The shortlists for The Orwell Prize 2018, Britain’s most prestigious prize for political writing, were announced tonight at the Bath Festival during The Orwell Prize Debate, which featured this year’s chair of judges for the book prize, politician, academic and journalist Andrew Adonis.

Following a year in which Orwell’s name has returned to the heart of political discourse, The Orwell Prize judges for Books, Journalism and the Prize for Exposing Britain’s Social Evils choose their most compelling examples of political writing of 2017.

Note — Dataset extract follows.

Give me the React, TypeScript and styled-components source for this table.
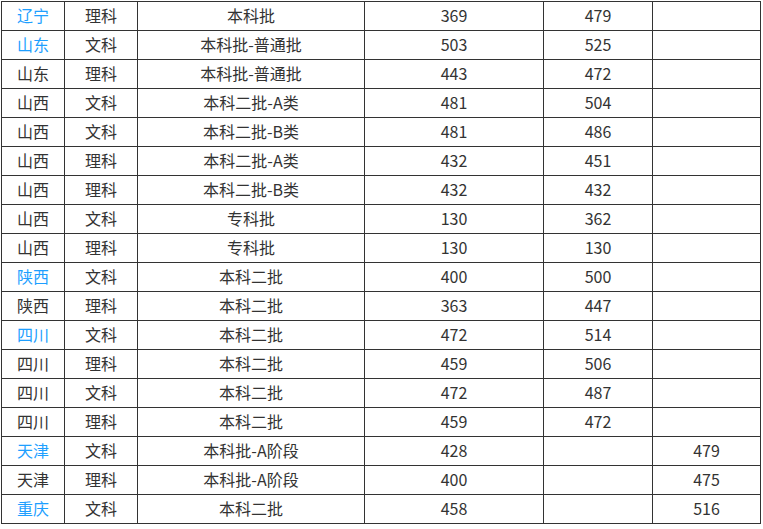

  • Book Prize judge Lorien Kite said: ‘Brexit, immigration, revolution, gender, poverty, the Middle East – the dominant themes were always clear but so too was the range of approaches deployed by this year’s Orwell Prize entries… six titles that succeed in quite different ways and together illustrate the vigour and variety of political writing in our tumultuous times.’
  • Prize for Exposing Britain’s Social Evils judge Farrah Storr said: ‘This has been a momentous year of change, one in which we rely more than ever on our best journalists to seek out the truth and present it back to the world. This year’s shortlisted candidates have not only done that but in the process have created works of journalism that are as brilliant and brave as they are beautifully crafted. Orwell would have approved.’
  • Chair of Journalism Prize judges David Bell was thrilled with the‘fine cross-section of the best of British journalism’ and Elinor Goodman ‘was humbled by the quality of the writing on the shortlist and the way the finalists tackled some of the most important issues facing society at the moment’

 

The Orwell Prize for Books 2018 shortlist is:

  • The Islamic Enlightenment: The Modern Struggle Between Faith and Reason, Christopher de Bellaigue (Bodley Head) “An absorbing account of the political and social reformations that transformed the lands of Islam in the nineteenth and early twentieth centuries.”
  • Testosterone Rex, Cordelia Fine (Icon Books) “A examination of why present sex roles are only serving suggestions for the future. It reveals a much more dynamic situation through an entertaining and well-documented exploration of the latest research that draws on evolutionary science, psychology, neuroscience, endocrinology, and philosophy.”
  • What You Did Not Tell, Mark Mazower (Allen Lane) “In the centenary of the Russian Revolution, What You Did Not Tell recounts a brand of socialism erased from memory – humanistic, impassioned, and broad-ranging in its sympathies. But it also explores the unexpected happiness that may await history’s losers, the power of friendship, and the love of place.”
  • Poverty Safari, Darren McGarvey (Luath Press Ltd) “People from deprived communities all across Britain feel misunderstood and unheard. Darren McGarvey, aka Loki, gives voice to their feelings and concerns, and anger that is spilling over.”
  • Winter, Ali Smith (Hamish Hamilton) “In the second novel in her seasonal cycle, Smith’s shape-shifting quartet of novels casts a merry eye over a bleak post-truth era with a story rooted in history, memory and warmth, its taproot deep in the evergreens: art, love, laughter.”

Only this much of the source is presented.